Project: Evaluation, validation and comparison of fatigued driving monitoring technologies 

This exciting research project is a result of the workshop held as part of the Fatigued Driving Stakeholder Forum held in Sydney in November 2019. 

The project will assess, validate, evaluate, and compare the effectiveness of fatigue-monitoring technologies, the warning/alert systems and the driver’s understanding of and response to the associated warnings or alerts. The assessments will include a comparison across the various categories of fatigued driving technologies to consider the feasibility of the various systems for different fleet and business sizes. The goal is to provide potential consumers with clear and independent information about different fatigued driving monitoring technologies to enable informed choices. 

This project has completed a feasibility phase and the major project will be undertaken by a consortium consisting of: 

  • Monash University – led by Associate Professor Clare Anderson 
  • The Appleton Institute (Central Queensland University) led by Professor Sally Ferguson 

The major project is due to get underway in the first part of 2021. 
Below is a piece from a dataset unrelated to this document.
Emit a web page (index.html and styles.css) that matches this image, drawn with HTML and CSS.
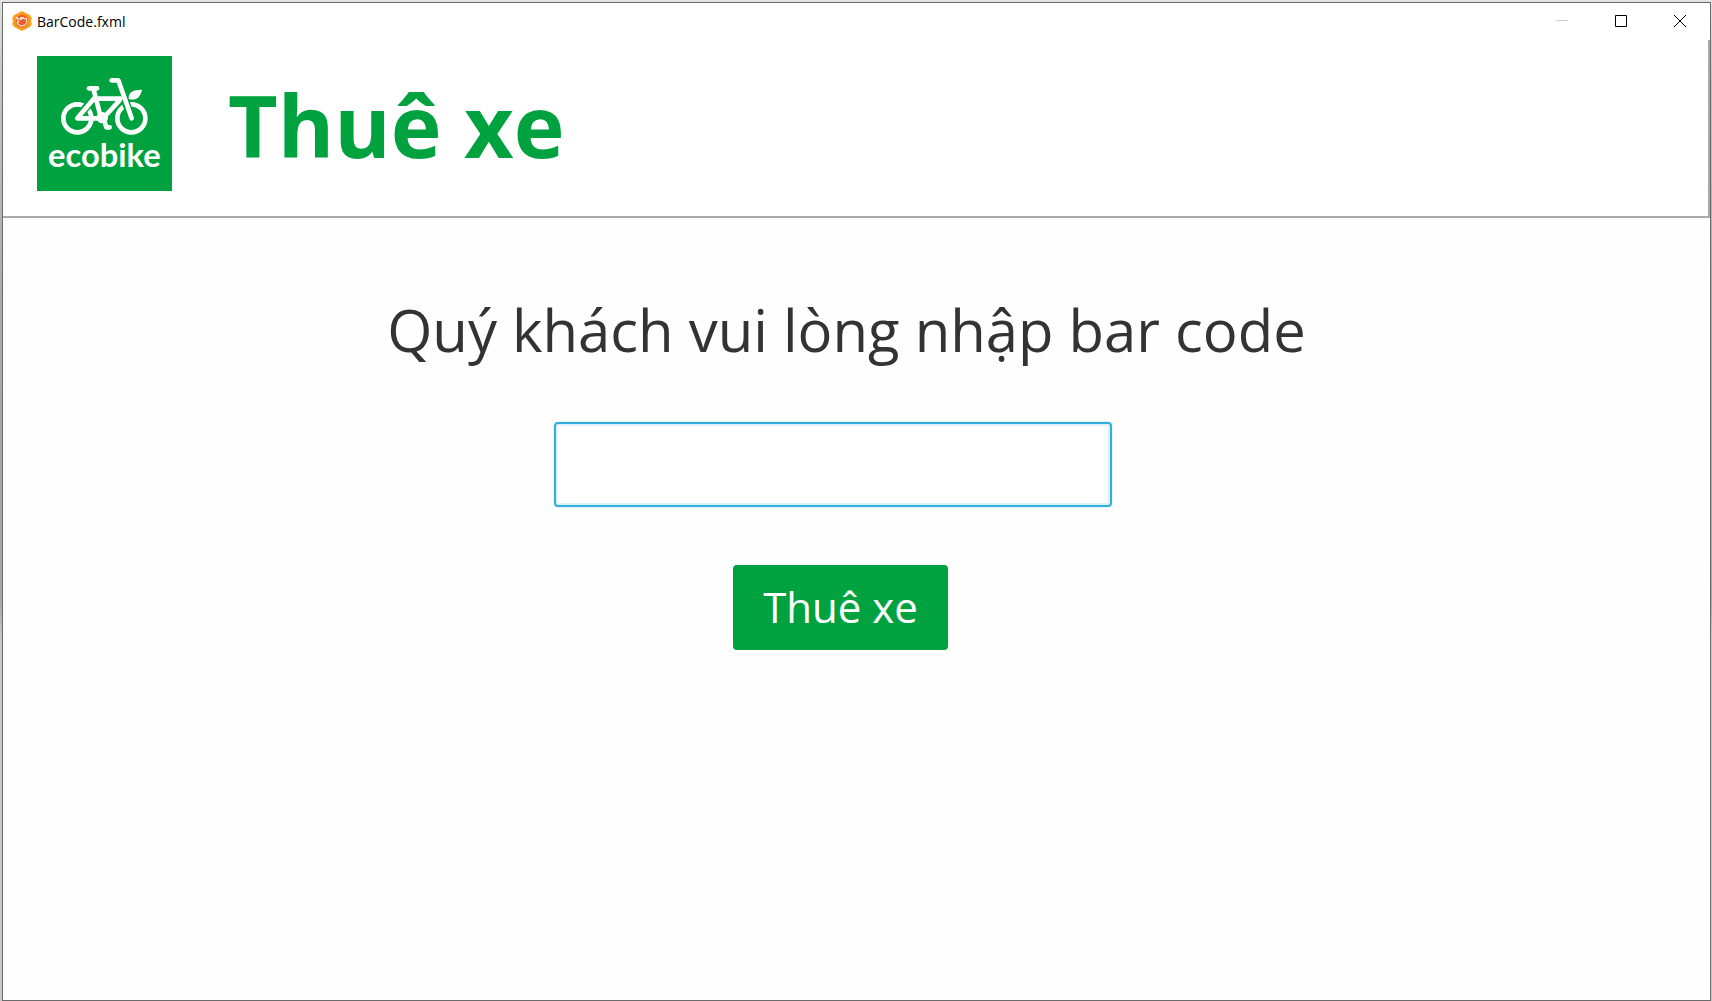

Project: Understanding and managing fatigue in the workplace 

This project was submitted in response to the call for research ideas on the AAA Road Safety Research Program’s website. The project will create an evidence base (including a study of drivers in a simulator and virtual reality environments, monitoring of diet, exercise, and sleep/wake patterns, telematic fleet data and surveys of employees) with the aim to develop a workplace behaviour modification plan for both workers and management. 

This project has now completed its feasibility study. The AAA is pleased to announce the following partnership to undertake this major research project: 

  • The Monash University Accident Research Centre (MUARC) led by Associate Professor Sharon Newnam 
  • The National Road Safety Partnership Program (NRSPP) led by Mr Jerome Carslake 
  • Tip Top Bakeries (as a part of George Western Foods) led by Mr Kurt Clark 

The major project is due to get underway in the first part of 2021.